For seven years Fianna Fáil and Fine Gael have played hide-and-seek with the Occupied Territories Bill. What began in 2018 as a stand against Israel’s oppression of the Palestinians has since been delayed, shelved, rewritten – and, most recently, gutted of all substance.
The bill now on the table – the Israeli Settlements in the Occupied Palestinian Territory (Prohibition of Importation of Goods) Bill 2025 – adds numerous spineless amendments to the original. Many have rightly called it the ‘de-fanged’ Occupied Territories Bill.
At a time when Netanyahu is stepping up his genocidal plans and a famine is ravaging Gaza, we say: no more waiting and delays! Fight for a full boycott of the Israeli war machine now!
Kicked in the long grass
The Occupied Territories Bill (OTB) was introduced in 2018 by independent Senator Frances Black. It sought to criminalise the import, sale and extraction of goods and services from territories under occupation, including Israel’s settlements in the West Bank.
It passed with cross-party support in the Dáil, with only Fine Gael opposing it. Their excuse? That it was “targeting the only true democratic state of the Middle East” – democratic, except for the tens of thousands it has slaughtered ever since, one might presume.
To be sure, Fianna Fáil support was hypocritical from the start. They needed to back the overwhelmingly popular bill to avoid bleeding support to Sinn Féin, but at the same time they were propping up Fine Gael’s minority government. They had no intention of actually progressing it, lest they upset Ireland’s imperialist masters in Washington.
Then the coalition government of 2020 removed it entirely from their programme, hoping to kick the question in the long grass. But Israel’s genocidal war against Gaza, launched in October 2023, brought it forcefully to the spotlight once again and reignited popular support for the bill. It was therefore included as a vague promise in the 2025 programme for government.
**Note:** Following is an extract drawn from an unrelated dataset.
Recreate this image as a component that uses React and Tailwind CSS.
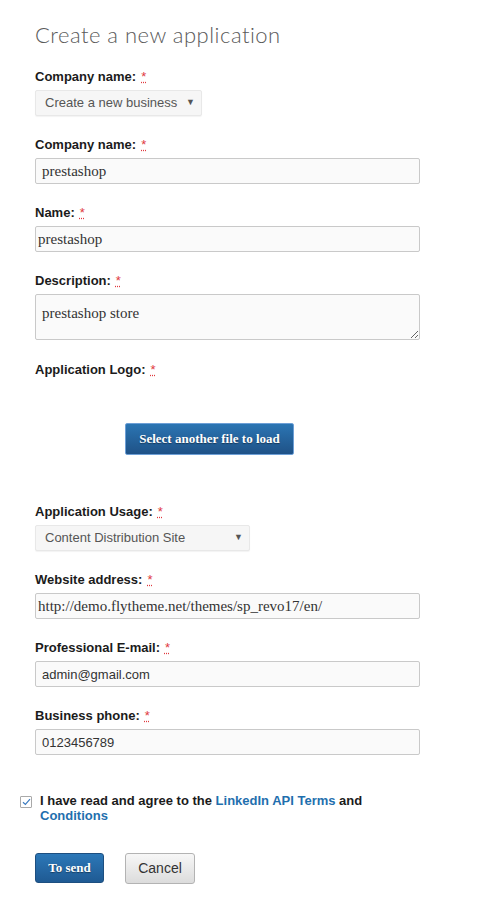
import React from "react";

const Req = () => (
  <abbr title="required" className="ml-[5px] font-normal text-[#e0393e] underline decoration-dotted">
    *
  </abbr>
);

const Label = ({ children }) => (
  <div className="mb-[5px] text-[13px] leading-[16px] font-bold text-[#1b1b1b]">
    {children}
    <Req />
  </div>
);

const FakeSelect = ({ value, width }) => (
  <div
    className={`flex h-[26px] items-center justify-between rounded-[2px] border border-[#e8e8e8] bg-[#f6f6f6] pl-[9px] pr-[6px] text-[13px] text-[#555] shadow-[0_1px_1px_rgba(0,0,0,0.05)] ${width}`}
  >
    <span>{value}</span>
    <span className="text-[9px] text-[#555]">▼</span>
  </div>
);

const TextInput = ({ value, serif, pad = "pl-[6px]" }) => (
  <input
    readOnly
    defaultValue={value}
    className={`block h-[26px] w-[385px] rounded-[2px] border border-[#c9c9c9] bg-[#fafafa] ${pad} text-[#333] outline-none ${
      serif ? "font-['Liberation_Serif',serif] text-[15px]" : "text-[13px]"
    }`}
  />
);

export default function App() {
  return (
    <div className="min-h-[910px] w-[490px] bg-white pl-[35px] font-['Liberation_Sans',Arial,sans-serif]">
      <h1 className="pt-[22px] font-['Lato',sans-serif] text-[22px] leading-[26px] font-light tracking-[0.5px] text-[#5a5a5a]">
        Create a new application
      </h1>

      <div className="mt-[21px]">
        <Label>Company name:</Label>
        <FakeSelect value="Create a new business" width="w-[167px]" />
      </div>

      <div className="mt-[21px]">
        <Label>Company name:</Label>
        <TextInput value="prestashop" serif />
      </div>

      <div className="mt-[21px]">
        <Label>Name:</Label>
        <TextInput value="prestashop" serif pad="pl-[2px]" />
      </div>

      <div className="mt-[21px]">
        <Label>Description:</Label>
        <textarea
          readOnly
          defaultValue="prestashop store"
          className="block h-[46px] w-[385px] rounded-[2px] border border-[#c9c9c9] bg-[#fafafa] px-[6px] pt-[9px] font-['Liberation_Serif',serif] text-[15px] leading-[18px] text-[#333] outline-none"
        />
      </div>

      <div className="mt-[22px]">
        <Label>Application Logo:</Label>
        <div className="pl-[90px] pt-[40px]">
          <button className="block h-[32px] w-[169px] rounded-[2px] border border-[#6d9fd6] bg-gradient-to-b from-[#2b75b3] to-[#1f5287] font-['Liberation_Serif',serif] text-[13px] font-bold text-white [text-shadow:0_1px_1px_rgba(0,0,0,0.4)]">
            Select another file to load
          </button>
        </div>
      </div>

      <div className="mt-[49px]">
        <Label>Application Usage:</Label>
        <FakeSelect value="Content Distribution Site" width="w-[215px]" />
      </div>

      <div className="mt-[21px]">
        <Label>Website address:</Label>
        <TextInput value="http://demo.flytheme.net/themes/sp_revo17/en/" serif pad="pl-[2px]" />
      </div>

      <div className="mt-[21px]">
        <Label>Professional E-mail:</Label>
        <TextInput value="admin@gmail.com" />
      </div>

      <div className="mt-[21px]">
        <Label>Business phone:</Label>
        <TextInput value="0123456789" />
      </div>

      <div className="-ml-[15px] mt-[38px] flex items-start gap-[8px]">
        <div className="mt-[3px] flex h-[12px] w-[12px] shrink-0 items-center justify-center rounded-[1px] border border-[#a9a9a9] bg-white">
          <svg width="9" height="8" viewBox="0 0 9 8" fill="none">
            <path d="M1 4.2 L3.4 6.4 L8 1.2" stroke="#3b7bc0" strokeWidth="1.2" />
          </svg>
        </div>
        <p className="w-[380px] text-[13px] leading-[15px] font-bold text-[#1b1b1b]">
          I have read and agree to the{" "}
          <a className="text-[#1f6fae]">LinkedIn API Terms</a> and{" "}
          <a className="text-[#1f6fae]">Conditions</a>
        </p>
      </div>

      <div className="mt-[30px] flex gap-[21px]">
        <button className="h-[30px] w-[69px] rounded-[3px] border border-[#1d4f80] bg-gradient-to-b from-[#2c78b8] to-[#1f5a93] font-['Liberation_Serif',serif] text-[13px] font-bold text-white [text-shadow:0_1px_1px_rgba(0,0,0,0.4)]">
          To send
        </button>
        <button className="h-[31px] w-[70px] rounded-[3px] border border-[#b3b3b3] bg-gradient-to-b from-[#f7f7f7] to-[#dcdcdc] text-[14px] text-[#333]">
          Cancel
        </button>
      </div>
    </div>
  );
}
But when the new Trump administration singled out Ireland for their ‘unfair’ trading practices and their support for Palestine, the sweat started to bead on the brows of the Irish ruling class.
De-fanged
Despite all the scaremongering about anti-BDS law in the US, supposed illegality etc., the reason for their nervousness is not legal or economic (Ireland’s trade with the Occupied Territories is small). It is political. You don’t bite the mouth that feeds you. A small dependent ruling class, like Ireland’s, will not defy its imperialist masters.
It is not a question of bad leaders or cowardly parties. It is a question of class interests. The Irish capitalist state – bound to the EU, dependent on US foreign investment, and integrated alongside NATO’s war machine – cannot and will not take action against the interest of the imperialists. But on the other hand, because of how popular the bill is, they cannot simply shelve it.
Thus, Fianna Fáil and Fine Gael have taken the Occupied Territories Bill and gutted it almost entirely now. To much popular uproar, their new version excludes services altogether – the very area where multinationals operating in Ireland are most entangled with Israel’s war machine. And they are now playing a game of delays once again, discussing the ‘legality’ and ‘implications’ of introducing services, talking with committees etc., paralysed in their impossible position.
To say what is, this new bill is a complete moral surrender, a declaration that the Irish ruling class will never so much as inconvenience imperialism. Even if they eventually pass something under immense pressure, they will make sure it will have as little impact as possible.
For a revolutionary solution
The past seven years prove beyond doubt: Fianna Fáil and Fine Gael cannot be trusted to enact even a bill with overwhelming popular support, let alone fight Israel’s genocide or free Palestine. Instead of waiting on the government or the Dáil to take any action, we should take the example from our own radical history.
Ireland’s much-celebrated role as the first Western country to sanction apartheid South Africa did not originate in Leinster House. It came from below – from the Irish working class.
When Dunnes Stores worker Mary Manning refused to handle grapefruits from apartheid South Africa, she was suspended. Her act of defiance lit the fuse: strikes and demonstrations spread, workers and youth rallied in solidarity, until a full boycott of Apartheid’s goods was implemented.
The lesson today is the same. The power to implement a boycott lies in the hands of the working class – and not just of the occupied territories, but of Israel’s entire war machine and oppressive apparatus.
Dockworkers in France, Italy and Greece have already shown the way by refusing to handle murderous cargo bound for Israel on several occasions. Tech workers should fight to tear up contracts with the war machine, students for a full boycott in their universities, and unions organise and take militant action.
Ireland is one of Israel’s largest trading partners. We can inflict a significant dent on the IDF’s genocidal campaign. A militant struggle in the workplace can force a full boycott of Israel’s war machine, like it did for Apartheid in South Africa.
Ireland’s history shows that change has never come as a gift from the ruling class, but through struggle against it from below. Ultimately, the fight for free Palestine is part of a wider struggle – against imperialism, against the domination of Washington and Brussels over our economy and politics, and for a society built around human need rather than profit. In a word, a fight for communism!